Parker, like West Point graduate Ranald Mackenzie, apparently found his element in war, and was able to hold the Panhandle territory for a time against even the United States Fourth Cavalry.
When Col. Mackenzie was unsuccessful in tracking and subduing the Indians in 1871 and 1872, Parker boldly raided the cavalry campsite at Blanco Canyon on the morning of Oct. 9, 1871, taking a number of horses, according to research done by Brian C. Hosmer, writing for the Texas State Historical Association’s Handbook of Texas.
“Afterward, the Indians seemingly disappeared onto the plains, only to reappear and attack again. Mackenzie gave up the search in mid-1872,” Hosmer wrote.
But Mackenzie successfully defeated Kiowas, Cheyennes and some Comanches under another chief in Palo Duro Canyon in late 1874, and essentially finished the wars by destroying the Indians’ horses and food supplies.
Within a year, Parker and his warriors, under continuing pressure from the U.S. Army and suffering from hunger, surrendered and moved to the Kiowa-Comanche reservation in southwestern Oklahoma, according to Hosmer.
But the depths of Parker could be seen more in defeat than in victory. On the reservation lands, he began raising cattle and encouraging his people to learn both the yoke and blessings of civilization. He also was learning to greet other cattlemen of the time – and presidents.
Mosser said, “For me personally in all of this, was learning about Quanah Parker as a cattleman, a statesman, the politician type – he was hobnobbing with presidents. I think it was Theodore Roosevelt who came and hunted with him.”

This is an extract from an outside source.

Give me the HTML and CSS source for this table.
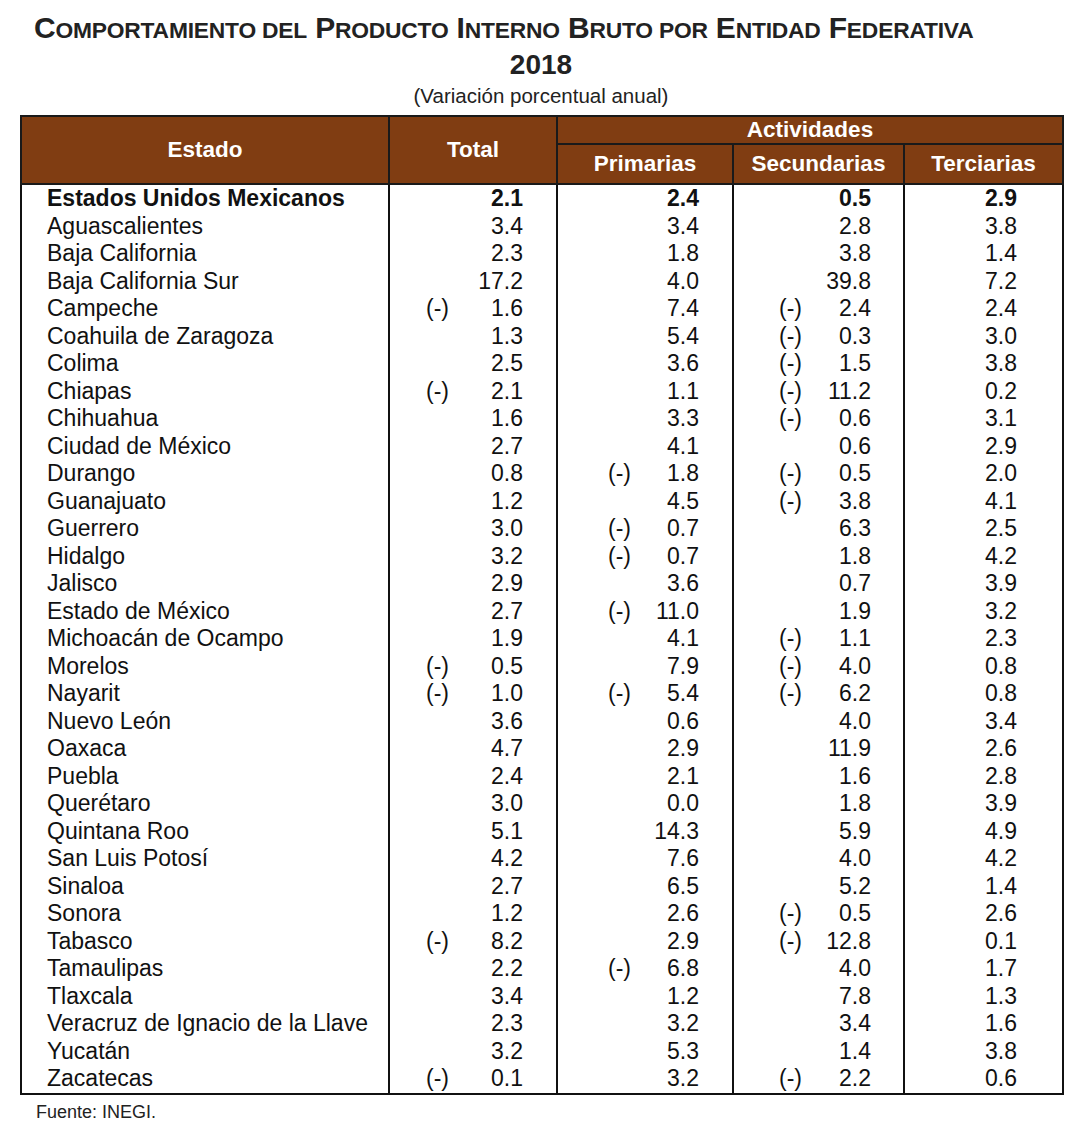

She added, “The statesman side of this Native American – just in a very short time he went from battling buffalo soldiers and following buffalo herds to being in an inaugural parade.”
Humphries said, “Right here – in Spur, Texas – in their Dickens County Museum, they have the war bonnet that Quanah Parker wore in Teddy Roosevelt’s 1905 inaugural parade.”
Hanaba Munn Welch, who set up the web site www.quanahparkertrail.com for the Texas Plains Trail Region to make some of the connections to Quanah Parker available to the public, said he was a skilled politician who looked out for the members of his tribe as best he could.
“Some Comanches faulted him for giving in too much, but I think he was doing what he thought was best.”
She said of her research, “We have him captured in a black and white silent movie, riding a horse, and driving up to the bank in Cache, Okla., in his stage coach and chasing the bad guys as part of a posse. It was the early 1900s, and Quanah had been killing white people back in the 1870s, maybe 30 years before.”
Mosser said Parker likely became the wealthiest Native American of the time because of his cattle operations.
Parker apparently didn’t completely adopt civilization’s ways: He declined to give up his seven wives and the 22-room house they lived in.
In February 1911, he became ill while visiting a Cheyenne Reservation, and returned to his home, where he died.
He was buried at the Post Oak Mission Cemetery beside his mother, Cynthia Ann Parker. Later, in an expansion of a missile base, they were reburied at Lawton, Okla., in a section of the Fort Sill Post Cemetery called Chief’s Knoll.
When this region’s descendants – both settlers and Native Americans – look back across time, they can see the reality of the years:
Then it was a time of war, now a time of peace.